### PROVIDED MATERIAL
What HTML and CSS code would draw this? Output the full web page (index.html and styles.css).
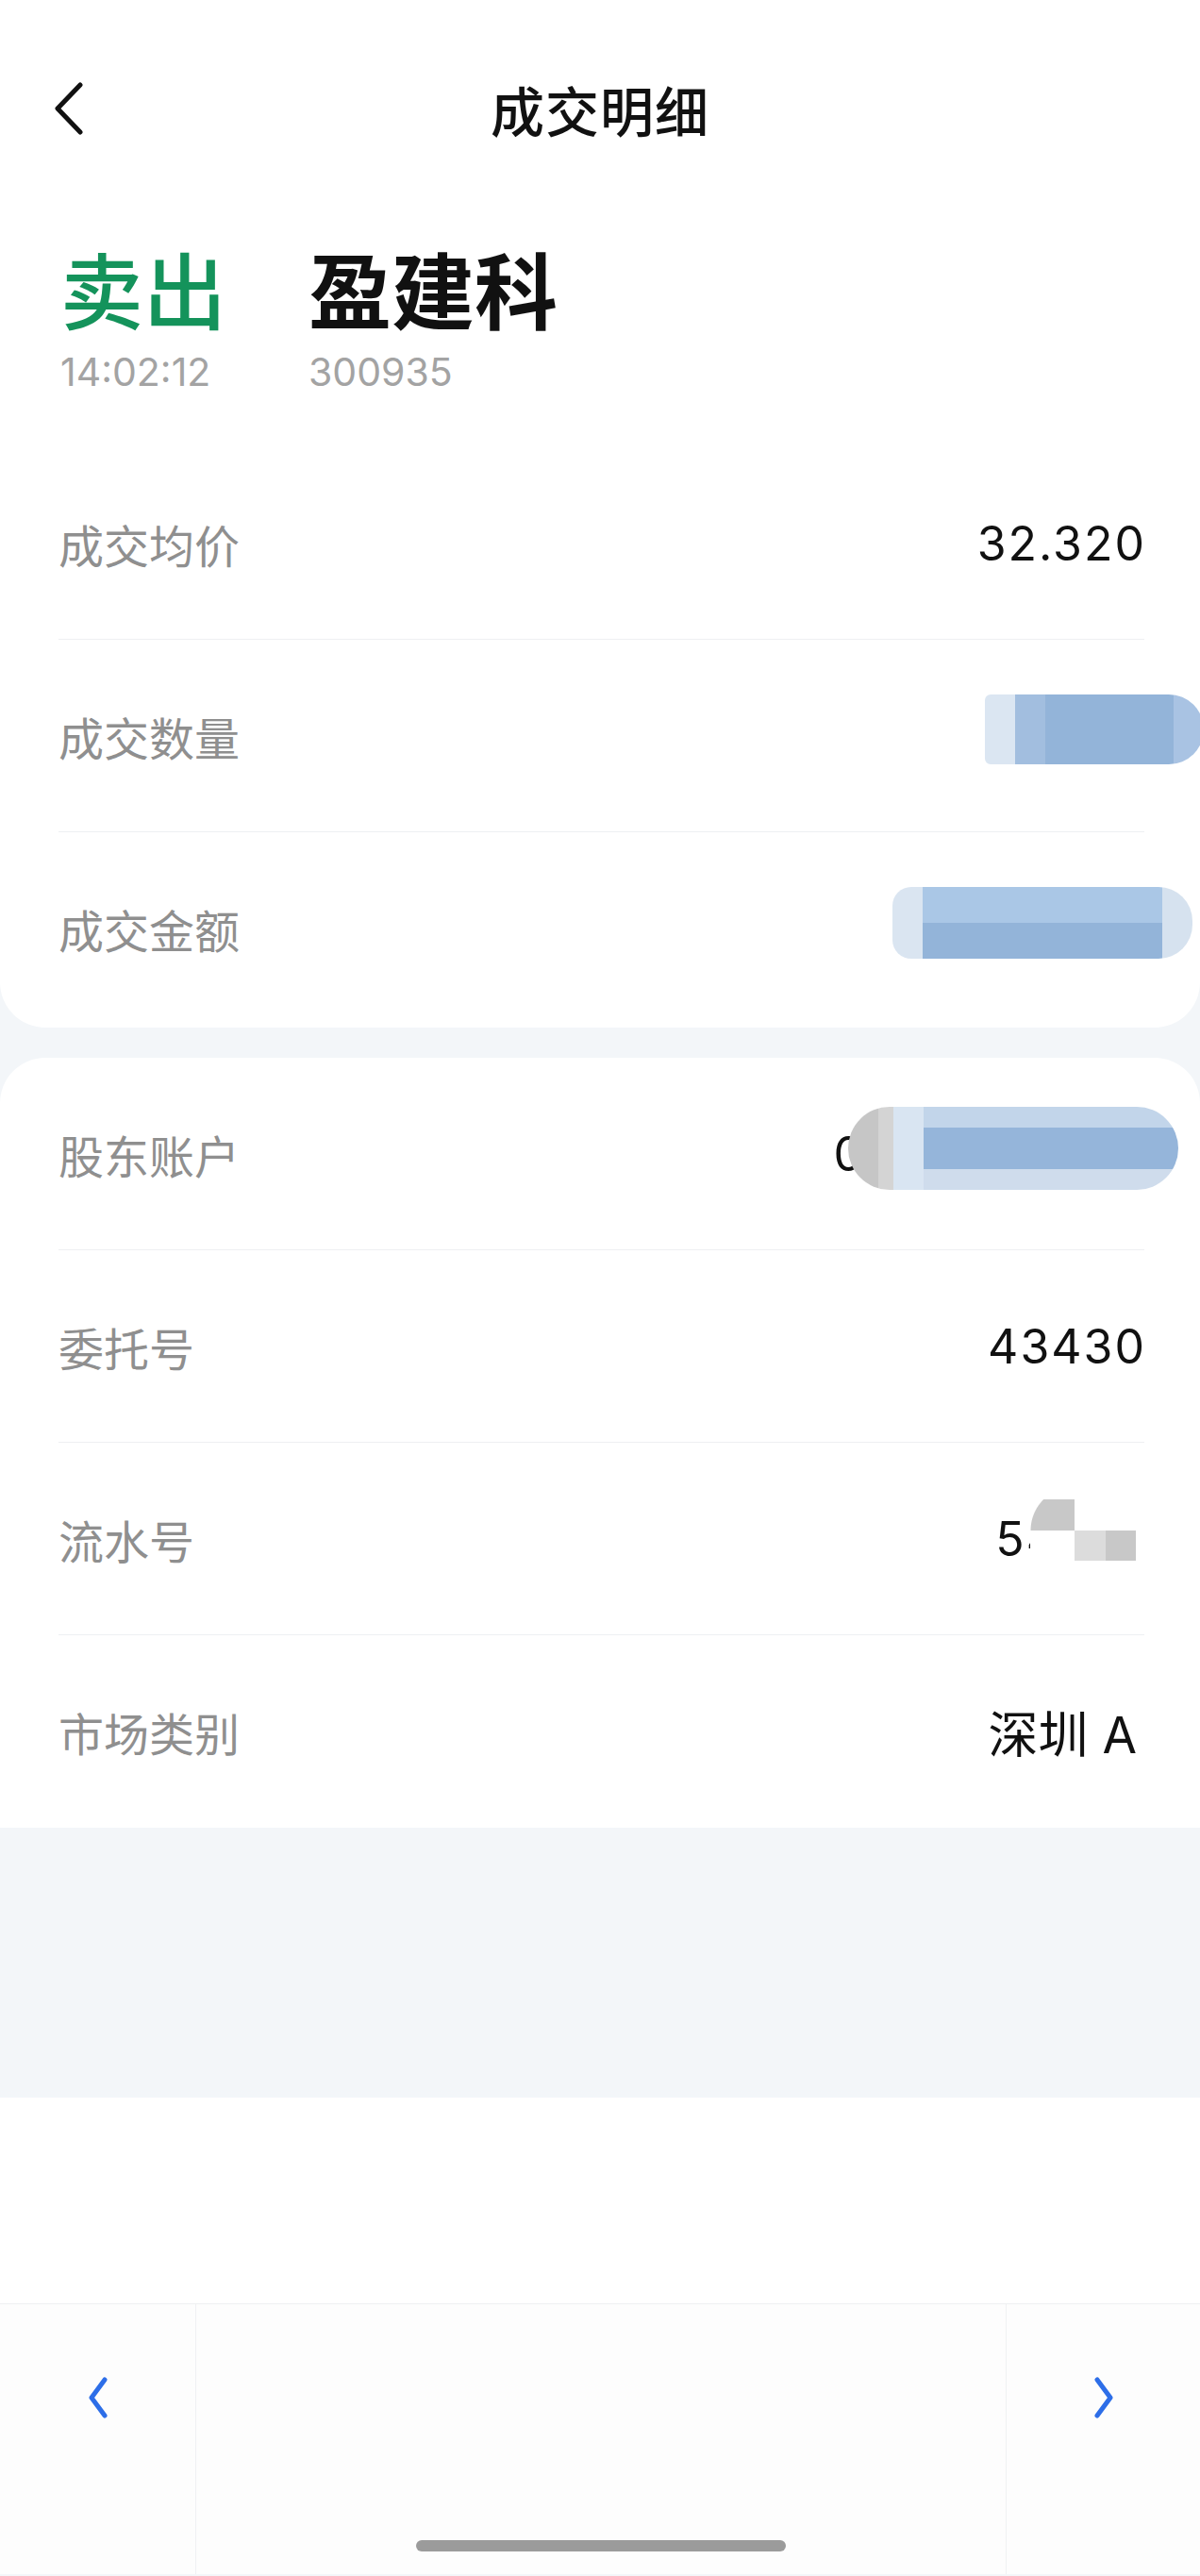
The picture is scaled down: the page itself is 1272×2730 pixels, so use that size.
FILE: index.html
```html
<!DOCTYPE html>
<html lang="zh-CN">
<head>
    <meta charset="UTF-8">
    <meta name="viewport" content="width=device-width, initial-scale=1.0">
    <title>成交明细</title>
    <link rel="stylesheet" href="styles.css">
</head>
<body>

    <!-- 顶部：标题 + 成交概要 + 成交数据 -->
    <section class="head-card">
        <header class="topbar">
            <a class="back" href="#">
                <svg width="30" height="56" viewBox="0 0 30 56">
                    <polyline points="27,3 3,28 27,53" fill="none" stroke="#111" stroke-width="5" stroke-linecap="round" stroke-linejoin="round"/>
                </svg>
            </a>
            <h1>成交明细</h1>
            <span></span>
        </header>

        <div class="summary">
            <div class="col col-side">
                <div class="side">卖出</div>
                <div class="sub">14:02:12</div>
            </div>
            <div class="col">
                <div class="stock">盈建科</div>
                <div class="sub">300935</div>
            </div>
        </div>

        <ul class="rows">
            <li class="row">
                <span class="label">成交均价</span>
                <span class="value">32.320</span>
            </li>
            <li class="row">
                <span class="label">成交数量</span>
                <span class="value"><span class="mask mask-qty"></span></span>
            </li>
            <li class="row">
                <span class="label">成交金额</span>
                <span class="value"><span class="mask mask-amount"></span></span>
            </li>
        </ul>
    </section>

    <!-- 委托信息 -->
    <section class="card">
        <ul class="rows">
            <li class="row">
                <span class="label">股东账户</span>
                <span class="value">0<span class="mask mask-account"></span></span>
            </li>
            <li class="row">
                <span class="label">委托号</span>
                <span class="value">43430</span>
            </li>
            <li class="row">
                <span class="label">流水号</span>
                <span class="value">54<span class="mask mask-serial"></span></span>
            </li>
            <li class="row">
                <span class="label">市场类别</span>
                <span class="value value-cn">深圳 A</span>
            </li>
        </ul>
    </section>

    <div class="filler"></div>
    <div class="blank"></div>

    <!-- 底部翻页 -->
    <nav class="pager">
        <a class="pager-btn" href="#">
            <svg width="22" height="44" viewBox="0 0 22 44">
                <polyline points="18,3 4,22 18,41" fill="none" stroke="#2d6ee8" stroke-width="5" stroke-linecap="round" stroke-linejoin="round"/>
            </svg>
        </a>
        <div class="pager-mid">
            <span class="home-bar"></span>
        </div>
        <a class="pager-btn" href="#">
            <svg width="22" height="44" viewBox="0 0 22 44">
                <polyline points="4,3 18,22 4,41" fill="none" stroke="#2d6ee8" stroke-width="5" stroke-linecap="round" stroke-linejoin="round"/>
            </svg>
        </a>
    </nav>

</body>
</html>
```

FILE: styles.css
```css
body {
    margin: 0;
    background-color: #f3f6f9;
    font-family: "Noto Sans CJK SC", sans-serif;
    color: #111;
}

.head-card {
    background-color: #fff;
    border-radius: 0 0 48px 48px;
    padding-bottom: 3px;
}

.topbar {
    height: 230px;
    display: grid;
    grid-template-columns: 1fr auto 1fr;
    align-items: center;
}
.back {
    display: flex;
    margin-left: 58px;
}
.topbar h1 {
    margin: 0;
    font-size: 57px;
    font-weight: 500;
    letter-spacing: 1px;
}

.summary {
    display: flex;
    padding: 10px 64px 55px;
}
.col-side {
    width: 263px;
}
.side, .stock {
    font-size: 88px;
    line-height: normal;
}
.side {
    color: #14935b;
    font-weight: 500;
}
.stock {
    font-weight: 700;
}
.sub {
    margin-top: 2px;
    font-family: "Inter", "Noto Sans CJK SC", sans-serif;
    font-size: 41px;
    line-height: normal;
    color: #a3a3a3;
}

.rows {
    list-style: none;
    margin: 0;
    padding: 0;
}
.row {
    box-sizing: border-box;
    height: 204px;
    margin: 0 59px 0 62px;
    display: flex;
    justify-content: space-between;
    align-items: center;
    border-bottom: 1px solid #eef0f2;
}
.row:last-child {
    border-bottom: none;
}
.label {
    font-size: 48px;
    color: #8f8f8f;
}
.value {
    display: inline-flex;
    align-items: center;
    margin-right: -2px;
    font-family: "Inter", "Noto Sans CJK SC", sans-serif;
    font-size: 50px;
    letter-spacing: 2px;
    color: #111;
}
.value-cn {
    font-size: 53px;
    letter-spacing: 0;
    margin-right: 8px;
}

/* 打码区域 */
.mask {
    display: inline-block;
}
.mask-qty {
    width: 232px;
    height: 74px;
    margin: 0 -61px 14px 0;
    border-radius: 6px 37px 37px 6px;
    background: linear-gradient(90deg, #dbe6f2 0 32px, #a2bedf 32px 64px, #93b4d9 64px 200px, #a9c3e3 200px);
}
.mask-amount {
    width: 318px;
    height: 76px;
    margin: 0 -49px 12px 0;
    border-radius: 20px 36px 36px 20px;
    background:
        linear-gradient(90deg, #dae5f1 0 32px, transparent 32px 286px, #d6e2ef 286px),
        linear-gradient(#aac7e6 0 50%, #93b4d9 50%);
}
.mask-account {
    width: 350px;
    height: 88px;
    margin: 0 -34px 12px -18px;
    border-radius: 44px;
    background:
        linear-gradient(90deg, #c6c6c6 0 32px, #d4d4d4 32px 48px, #d9e5f2 48px 80px, transparent 80px),
        linear-gradient(#c2d5ea 0 25%, #95b5da 25% 75%, #cfdcec 75%);
}
.mask-serial {
    width: 115px;
    height: 65px;
    margin: 0 8px 18px -30px;
    background:
        radial-gradient(circle at 100% 100%, #c8c8c8 46px, transparent 47px) 0 0 / 47px 33px no-repeat,
        linear-gradient(#dcdcdc, #dcdcdc) 47px 33px / 33px 32px no-repeat,
        linear-gradient(#c8c8c8, #c8c8c8) 80px 33px / 32px 32px no-repeat,
        #fff;
}

.card {
    margin-top: 32px;
    background-color: #fff;
    border-radius: 48px 48px 0 0;
}

.filler {
    height: 286px;
}
.blank {
    height: 218px;
    background-color: #fff;
}

.pager {
    height: 287px;
    box-sizing: border-box;
    display: grid;
    grid-template-columns: 207px 1fr 205px;
    border-top: 1px solid #eef0f2;
    background-color: #fdfdfd;
}
.pager-btn {
    display: flex;
    justify-content: center;
    padding-top: 77px;
}
.pager-btn svg {
    display: block;
}
.pager-mid {
    display: flex;
    justify-content: center;
    align-items: flex-end;
    padding-bottom: 24px;
    border-left: 1px solid #f0f1f3;
    border-right: 1px solid #f0f1f3;
}
.home-bar {
    width: 392px;
    height: 12px;
    border-radius: 6px;
    background-color: #9b9b9b;
}
```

### WHAT YOU HAVE TO DO
Return the listing above unchanged, apart from dropping its pictures.

### WORKED ANSWER
What HTML and CSS code would draw this? Output the full web page (index.html and styles.css).
The picture is scaled down: the page itself is 1272×2730 pixels, so use that size.
FILE: index.html
```html
<!DOCTYPE html>
<html lang="zh-CN">
<head>
    <meta charset="UTF-8">
    <meta name="viewport" content="width=device-width, initial-scale=1.0">
    <title>成交明细</title>
    <link rel="stylesheet" href="styles.css">
</head>
<body>

    <!-- 顶部：标题 + 成交概要 + 成交数据 -->
    <section class="head-card">
        <header class="topbar">
            <a class="back" href="#">
                <svg width="30" height="56" viewBox="0 0 30 56">
                    <polyline points="27,3 3,28 27,53" fill="none" stroke="#111" stroke-width="5" stroke-linecap="round" stroke-linejoin="round"/>
                </svg>
            </a>
            <h1>成交明细</h1>
            <span></span>
        </header>

        <div class="summary">
            <div class="col col-side">
                <div class="side">卖出</div>
                <div class="sub">14:02:12</div>
            </div>
            <div class="col">
                <div class="stock">盈建科</div>
                <div class="sub">300935</div>
            </div>
        </div>

        <ul class="rows">
            <li class="row">
                <span class="label">成交均价</span>
                <span class="value">32.320</span>
            </li>
            <li class="row">
                <span class="label">成交数量</span>
                <span class="value"><span class="mask mask-qty"></span></span>
            </li>
            <li class="row">
                <span class="label">成交金额</span>
                <span class="value"><span class="mask mask-amount"></span></span>
            </li>
        </ul>
    </section>

    <!-- 委托信息 -->
    <section class="card">
        <ul class="rows">
            <li class="row">
                <span class="label">股东账户</span>
                <span class="value">0<span class="mask mask-account"></span></span>
            </li>
            <li class="row">
                <span class="label">委托号</span>
                <span class="value">43430</span>
            </li>
            <li class="row">
                <span class="label">流水号</span>
                <span class="value">54<span class="mask mask-serial"></span></span>
            </li>
            <li class="row">
                <span class="label">市场类别</span>
                <span class="value value-cn">深圳 A</span>
            </li>
        </ul>
    </section>

    <div class="filler"></div>
    <div class="blank"></div>

    <!-- 底部翻页 -->
    <nav class="pager">
        <a class="pager-btn" href="#">
            <svg width="22" height="44" viewBox="0 0 22 44">
                <polyline points="18,3 4,22 18,41" fill="none" stroke="#2d6ee8" stroke-width="5" stroke-linecap="round" stroke-linejoin="round"/>
            </svg>
        </a>
        <div class="pager-mid">
            <span class="home-bar"></span>
        </div>
        <a class="pager-btn" href="#">
            <svg width="22" height="44" viewBox="0 0 22 44">
                <polyline points="4,3 18,22 4,41" fill="none" stroke="#2d6ee8" stroke-width="5" stroke-linecap="round" stroke-linejoin="round"/>
            </svg>
        </a>
    </nav>

</body>
</html>
```

FILE: styles.css
```css
body {
    margin: 0;
    background-color: #f3f6f9;
    font-family: "Noto Sans CJK SC", sans-serif;
    color: #111;
}

.head-card {
    background-color: #fff;
    border-radius: 0 0 48px 48px;
    padding-bottom: 3px;
}

.topbar {
    height: 230px;
    display: grid;
    grid-template-columns: 1fr auto 1fr;
    align-items: center;
}
.back {
    display: flex;
    margin-left: 58px;
}
.topbar h1 {
    margin: 0;
    font-size: 57px;
    font-weight: 500;
    letter-spacing: 1px;
}

.summary {
    display: flex;
    padding: 10px 64px 55px;
}
.col-side {
    width: 263px;
}
.side, .stock {
    font-size: 88px;
    line-height: normal;
}
.side {
    color: #14935b;
    font-weight: 500;
}
.stock {
    font-weight: 700;
}
.sub {
    margin-top: 2px;
    font-family: "Inter", "Noto Sans CJK SC", sans-serif;
    font-size: 41px;
    line-height: normal;
    color: #a3a3a3;
}

.rows {
    list-style: none;
    margin: 0;
    padding: 0;
}
.row {
    box-sizing: border-box;
    height: 204px;
    margin: 0 59px 0 62px;
    display: flex;
    justify-content: space-between;
    align-items: center;
    border-bottom: 1px solid #eef0f2;
}
.row:last-child {
    border-bottom: none;
}
.label {
    font-size: 48px;
    color: #8f8f8f;
}
.value {
    display: inline-flex;
    align-items: center;
    margin-right: -2px;
    font-family: "Inter", "Noto Sans CJK SC", sans-serif;
    font-size: 50px;
    letter-spacing: 2px;
    color: #111;
}
.value-cn {
    font-size: 53px;
    letter-spacing: 0;
    margin-right: 8px;
}

/* 打码区域 */
.mask {
    display: inline-block;
}
.mask-qty {
    width: 232px;
    height: 74px;
    margin: 0 -61px 14px 0;
    border-radius: 6px 37px 37px 6px;
    background: linear-gradient(90deg, #dbe6f2 0 32px, #a2bedf 32px 64px, #93b4d9 64px 200px, #a9c3e3 200px);
}
.mask-amount {
    width: 318px;
    height: 76px;
    margin: 0 -49px 12px 0;
    border-radius: 20px 36px 36px 20px;
    background:
        linear-gradient(90deg, #dae5f1 0 32px, transparent 32px 286px, #d6e2ef 286px),
        linear-gradient(#aac7e6 0 50%, #93b4d9 50%);
}
.mask-account {
    width: 350px;
    height: 88px;
    margin: 0 -34px 12px -18px;
    border-radius: 44px;
    background:
        linear-gradient(90deg, #c6c6c6 0 32px, #d4d4d4 32px 48px, #d9e5f2 48px 80px, transparent 80px),
        linear-gradient(#c2d5ea 0 25%, #95b5da 25% 75%, #cfdcec 75%);
}
.mask-serial {
    width: 115px;
    height: 65px;
    margin: 0 8px 18px -30px;
    background:
        radial-gradient(circle at 100% 100%, #c8c8c8 46px, transparent 47px) 0 0 / 47px 33px no-repeat,
        linear-gradient(#dcdcdc, #dcdcdc) 47px 33px / 33px 32px no-repeat,
        linear-gradient(#c8c8c8, #c8c8c8) 80px 33px / 32px 32px no-repeat,
        #fff;
}

.card {
    margin-top: 32px;
    background-color: #fff;
    border-radius: 48px 48px 0 0;
}

.filler {
    height: 286px;
}
.blank {
    height: 218px;
    background-color: #fff;
}

.pager {
    height: 287px;
    box-sizing: border-box;
    display: grid;
    grid-template-columns: 207px 1fr 205px;
    border-top: 1px solid #eef0f2;
    background-color: #fdfdfd;
}
.pager-btn {
    display: flex;
    justify-content: center;
    padding-top: 77px;
}
.pager-btn svg {
    display: block;
}
.pager-mid {
    display: flex;
    justify-content: center;
    align-items: flex-end;
    padding-bottom: 24px;
    border-left: 1px solid #f0f1f3;
    border-right: 1px solid #f0f1f3;
}
.home-bar {
    width: 392px;
    height: 12px;
    border-radius: 6px;
    background-color: #9b9b9b;
}
```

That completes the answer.